Exercise prompt ->
Please pull out every line that includes the string "produces".

Raw data ->
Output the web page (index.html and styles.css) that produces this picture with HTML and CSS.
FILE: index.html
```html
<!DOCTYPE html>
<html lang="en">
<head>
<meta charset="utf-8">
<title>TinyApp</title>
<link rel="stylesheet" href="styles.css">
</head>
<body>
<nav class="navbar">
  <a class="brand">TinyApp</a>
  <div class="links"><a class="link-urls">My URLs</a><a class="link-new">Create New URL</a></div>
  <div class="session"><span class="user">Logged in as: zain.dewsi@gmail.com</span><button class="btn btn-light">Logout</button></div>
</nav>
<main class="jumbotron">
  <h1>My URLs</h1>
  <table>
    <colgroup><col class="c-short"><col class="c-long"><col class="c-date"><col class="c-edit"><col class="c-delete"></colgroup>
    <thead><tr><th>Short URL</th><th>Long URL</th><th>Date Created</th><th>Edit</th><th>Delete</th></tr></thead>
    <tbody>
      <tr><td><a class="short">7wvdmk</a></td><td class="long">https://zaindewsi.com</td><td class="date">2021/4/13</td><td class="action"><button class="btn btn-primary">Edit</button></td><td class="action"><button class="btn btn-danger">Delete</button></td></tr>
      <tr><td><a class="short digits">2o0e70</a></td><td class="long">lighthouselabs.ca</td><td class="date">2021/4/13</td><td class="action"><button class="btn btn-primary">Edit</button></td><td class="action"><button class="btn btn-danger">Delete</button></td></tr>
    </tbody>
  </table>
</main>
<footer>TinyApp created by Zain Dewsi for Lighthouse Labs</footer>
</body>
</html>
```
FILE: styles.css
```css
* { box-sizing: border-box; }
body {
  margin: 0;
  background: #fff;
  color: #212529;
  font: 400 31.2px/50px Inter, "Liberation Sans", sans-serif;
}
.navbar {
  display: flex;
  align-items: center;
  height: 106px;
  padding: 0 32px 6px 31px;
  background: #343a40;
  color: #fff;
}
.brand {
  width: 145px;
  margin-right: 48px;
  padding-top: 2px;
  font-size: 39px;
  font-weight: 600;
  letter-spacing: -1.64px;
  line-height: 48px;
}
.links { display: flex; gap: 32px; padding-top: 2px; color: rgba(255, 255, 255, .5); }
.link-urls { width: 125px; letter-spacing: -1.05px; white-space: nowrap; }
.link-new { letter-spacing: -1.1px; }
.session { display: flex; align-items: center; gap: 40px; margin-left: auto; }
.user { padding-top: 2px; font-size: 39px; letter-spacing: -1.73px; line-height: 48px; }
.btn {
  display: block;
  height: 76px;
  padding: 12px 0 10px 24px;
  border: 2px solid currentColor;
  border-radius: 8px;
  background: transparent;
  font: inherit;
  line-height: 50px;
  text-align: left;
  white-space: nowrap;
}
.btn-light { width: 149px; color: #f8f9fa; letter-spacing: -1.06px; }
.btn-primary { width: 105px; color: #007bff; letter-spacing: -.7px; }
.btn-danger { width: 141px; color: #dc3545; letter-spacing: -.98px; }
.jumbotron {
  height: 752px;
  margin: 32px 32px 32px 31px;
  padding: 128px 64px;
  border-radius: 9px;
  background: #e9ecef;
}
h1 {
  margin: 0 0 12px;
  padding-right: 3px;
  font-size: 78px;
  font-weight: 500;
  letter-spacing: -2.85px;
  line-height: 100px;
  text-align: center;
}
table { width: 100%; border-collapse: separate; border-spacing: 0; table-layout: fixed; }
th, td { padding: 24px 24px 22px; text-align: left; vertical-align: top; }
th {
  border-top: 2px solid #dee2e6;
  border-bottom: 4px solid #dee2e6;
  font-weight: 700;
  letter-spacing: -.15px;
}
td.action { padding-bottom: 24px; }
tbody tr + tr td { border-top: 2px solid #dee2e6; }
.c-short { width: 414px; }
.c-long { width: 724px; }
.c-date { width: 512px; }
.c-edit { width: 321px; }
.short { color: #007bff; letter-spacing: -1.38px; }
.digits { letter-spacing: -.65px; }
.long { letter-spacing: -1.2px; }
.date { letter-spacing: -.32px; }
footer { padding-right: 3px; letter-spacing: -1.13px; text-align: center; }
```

==

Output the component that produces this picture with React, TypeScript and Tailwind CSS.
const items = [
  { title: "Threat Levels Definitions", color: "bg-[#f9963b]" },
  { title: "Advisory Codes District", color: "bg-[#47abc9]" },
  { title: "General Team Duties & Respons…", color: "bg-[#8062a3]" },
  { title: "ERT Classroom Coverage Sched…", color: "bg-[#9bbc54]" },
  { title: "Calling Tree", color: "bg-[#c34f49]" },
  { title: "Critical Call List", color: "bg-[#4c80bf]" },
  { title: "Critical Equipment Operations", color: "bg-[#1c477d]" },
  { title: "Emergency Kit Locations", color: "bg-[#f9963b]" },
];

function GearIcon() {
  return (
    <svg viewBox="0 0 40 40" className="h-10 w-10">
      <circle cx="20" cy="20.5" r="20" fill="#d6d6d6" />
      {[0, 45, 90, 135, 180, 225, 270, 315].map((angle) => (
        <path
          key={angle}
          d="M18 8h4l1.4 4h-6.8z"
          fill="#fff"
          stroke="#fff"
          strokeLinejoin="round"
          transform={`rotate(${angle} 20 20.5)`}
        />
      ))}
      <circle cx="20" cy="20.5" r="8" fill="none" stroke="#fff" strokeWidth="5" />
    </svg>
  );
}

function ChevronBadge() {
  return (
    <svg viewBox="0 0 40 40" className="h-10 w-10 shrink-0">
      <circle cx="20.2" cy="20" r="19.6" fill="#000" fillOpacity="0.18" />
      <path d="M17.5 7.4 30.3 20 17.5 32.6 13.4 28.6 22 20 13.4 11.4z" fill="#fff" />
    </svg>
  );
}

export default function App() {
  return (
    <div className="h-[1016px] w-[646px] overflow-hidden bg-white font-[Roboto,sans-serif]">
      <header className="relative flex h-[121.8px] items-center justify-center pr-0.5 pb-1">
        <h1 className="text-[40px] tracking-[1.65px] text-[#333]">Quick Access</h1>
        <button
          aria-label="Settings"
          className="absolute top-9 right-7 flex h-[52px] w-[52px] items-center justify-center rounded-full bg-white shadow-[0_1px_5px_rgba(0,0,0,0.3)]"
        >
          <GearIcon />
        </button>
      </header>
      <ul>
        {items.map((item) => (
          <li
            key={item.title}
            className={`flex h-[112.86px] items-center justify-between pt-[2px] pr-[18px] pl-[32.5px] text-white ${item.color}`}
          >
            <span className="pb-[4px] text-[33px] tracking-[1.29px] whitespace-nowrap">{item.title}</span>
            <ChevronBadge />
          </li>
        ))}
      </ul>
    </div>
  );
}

Correct output ->
Output the web page (index.html and styles.css) that produces this picture with HTML and CSS.
Output the component that produces this picture with React, TypeScript and Tailwind CSS.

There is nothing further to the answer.